這深藍的顏色讓我記住了兩個地方,但卻都在遙遠的天邊。
當那一種深邃的藍色遠遠地在天空下延伸、延伸,我的心在急劇地跳動,我很想做的一個動作是屏住自己的呼吸,那樣的藍色我以為隻能誕生在一個空曠寧靜的世界裏。瞬間,會有一行淚珠滑落,很苦,很澀。像這湖水的味道嗎?終於,我也沒能喝上這個湖裏的一滴水,但這個湖水,卻是被叫做“上帝的眼淚”。
八月份的尾巴,已是青海湖的秋天了吧?
我想有一匹馬。認識了草原,我覺得馬才是我最好的朋友。這一生,如果讓我飼養一種動物,那一定就是馬!在空曠的草原上,唯有這種生靈才是我最可靠的朋友,最可相依的朋友。最遠處,就是連綿著的祁連山,山是那麼遙遠,遙遠得就像它的名字足可以湮滅在曆史的煙雲中了,隻有一些模糊的影子。一眼望不到邊際的湖水輕易地就把這座像她一樣古老的山脈當成了一個鑲邊的裝飾。不是春和景明的日子,但湖上卻也沒有一點波瀾,就這樣平平靜靜地,從從容容地吞吐著天地間的一切。無垠的金銀灘,萬畝相連的油菜花……無論多麼震撼的風景,此刻,都成了那片浩然之藍的一個點綴,一個背景,和遙遠的祁連山一樣。
這片藍色的世界裏,誕生過最神秘的傳說,那是人類曆史的一部分。走在這片蔚藍的邊緣,牽著那匹也許疲憊的老馬,唱著古老的歌謠,那是靈魂走向終點的一個最美麗的向往,此時,心中隻剩下神秘和聖潔。
在九寨溝停落,我本為尋找風景而來。風景成了記憶,留在心底的,卻是山中湖水的那份淒豔的藍色。
那是一個神話一樣的世界,那是人世間不應該有的風景。第一次到這裏時,是雨中。一個一個的海子在眼前,卻也像遠在天邊。山中本無海,一汪一汪的湖水就成了神靈,被稱為海了。在九寨溝的世界裏,如織的人流和山裏的風景是兩個隔絕著的世界。
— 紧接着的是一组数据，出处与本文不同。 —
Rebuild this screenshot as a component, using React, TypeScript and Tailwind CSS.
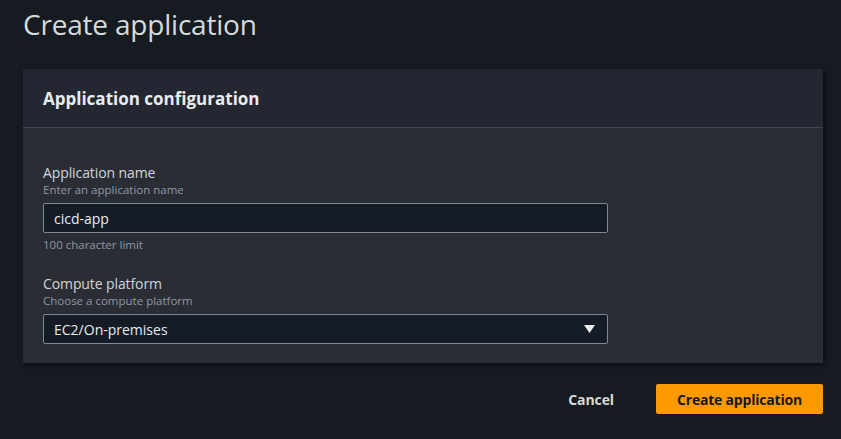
import React from "react";

export default function App() {
  return (
    <div
      className="w-[841px] h-[439px] bg-[#161a21] overflow-hidden"
      style={{ fontFamily: '"Open Sans", "Noto Sans", sans-serif' }}
    >
      <div className="pl-[23px] pr-[18px]">
        <h1 className="text-[28px] leading-[34px] pt-[7px] text-[#d5dbdb] font-normal tracking-[-0.2px]">
          Create application
        </h1>
        <div className="mt-[28px] w-[800px] shadow-[2px_2px_4px_rgba(0,0,0,0.5)]">
          <div className="h-[59px] bg-[#222731] border-b border-[#414750] flex items-center px-[20px]">
            <h2 className="text-[17px] font-bold text-[#e9ebed] pt-[1px]">
              Application configuration
            </h2>
          </div>
          <div className="bg-[#2a2d33] px-[20px] pt-[36px] pb-[19px]">
            <div className="text-[14px] leading-[18px] text-[#d1d5db] tracking-[-0.1px]">Application name</div>
            <div className="text-[11.5px] leading-[15px] text-[#8d99a8]">Enter an application name</div>
            <div className="mt-[6px] w-[565px] h-[30px] border border-[#7d8998] rounded-[2px] bg-[#161c26] flex items-center px-[10px] text-[14px] text-[#e9ebed]">
              cicd-app
            </div>
            <div className="mt-[4px] text-[11.5px] leading-[15px] text-[#8d99a8]">100 character limit</div>
            <div className="mt-[23px] text-[14px] leading-[18px] text-[#d1d5db] tracking-[-0.1px]">Compute platform</div>
            <div className="text-[11.5px] leading-[15px] text-[#8d99a8]">Choose a compute platform</div>
            <div className="mt-[6px] w-[565px] h-[30px] border border-[#7d8998] rounded-[2px] bg-[#161c26] flex items-center justify-between pl-[10px] pr-[12px] text-[14px] text-[#e9ebed]">
              <span>EC2/On-premises</span>
              <svg width="11" height="8" viewBox="0 0 11 8">
                <path d="M0 0 H11 L5.5 8 Z" fill="#e9ebed" />
              </svg>
            </div>
          </div>
        </div>
        <div className="mt-[21px] w-[800px] flex justify-end items-center">
          <button className="text-[14px] font-bold text-[#d5dbdb] mr-[42px] tracking-[-0.1px]">Cancel</button>
          <button className="h-[30px] w-[167px] bg-[#ff9900] rounded-[2px] text-[14px] font-bold text-[#16191f] tracking-[-0.2px]">
            Create application
          </button>
        </div>
      </div>
    </div>
  );
}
再美麗的景色,也隻能像是一幅懸掛在天際的油畫,凝眸處,就是那一汪不可思議的蔚藍之色了。
站在九寨溝的海子前,一開始會讓人張大了吃驚的眼,那的確是一種不可思議的美麗。繼而,眼前的那個美麗就會在你的心中飄然遠去,像夢中仙女翩然的衣袂,這樣的美你會覺得不真實,或許隻是世間的幻象。
水會有故事嗎?熊貓海裏的水一定有個上千年的傳說。水會是彩色的嗎?小小的五彩池真的會給你一個肯定的答複。
萬善如水,人在水前最自然的情感會是一種莫名的親情。但九寨溝的海子不會給我這樣的感覺,我不忍在那樣的海子裏掬一捧水放進嘴裏,因為覺得這是對天邊神明的一種褻瀆。我還覺得,那種水不是讓人來喝的,隻是用來看的。水中有魚,永遠隻有寸許,它以自己的傲然漠視著水外世界的一切,永遠隻有寸許的魚,供養它的水會是一種什麼樣的水呢?
九寨溝的蔚藍絕不是可以親近的顏色,走到最遠端的長海,這樣的感覺最清晰。這裏,隻有藍色,藍色的水,藍色的山林,藍色的風,不遠處的雪山也被罩上了藍色的記憶。高海拔的長海有的隻是靜寂,當然連鳥聲也不會有,那裏隻有淒豔絕美的藍色,不可親近的藍色山水。
唯有天邊,方有此風景。唯有天邊的蔚藍之色,才是世間超然的美麗。終有一日,我會幻化成那隻努力飄然向天的蝴蝶,去追尋天際那道絕然的顏色。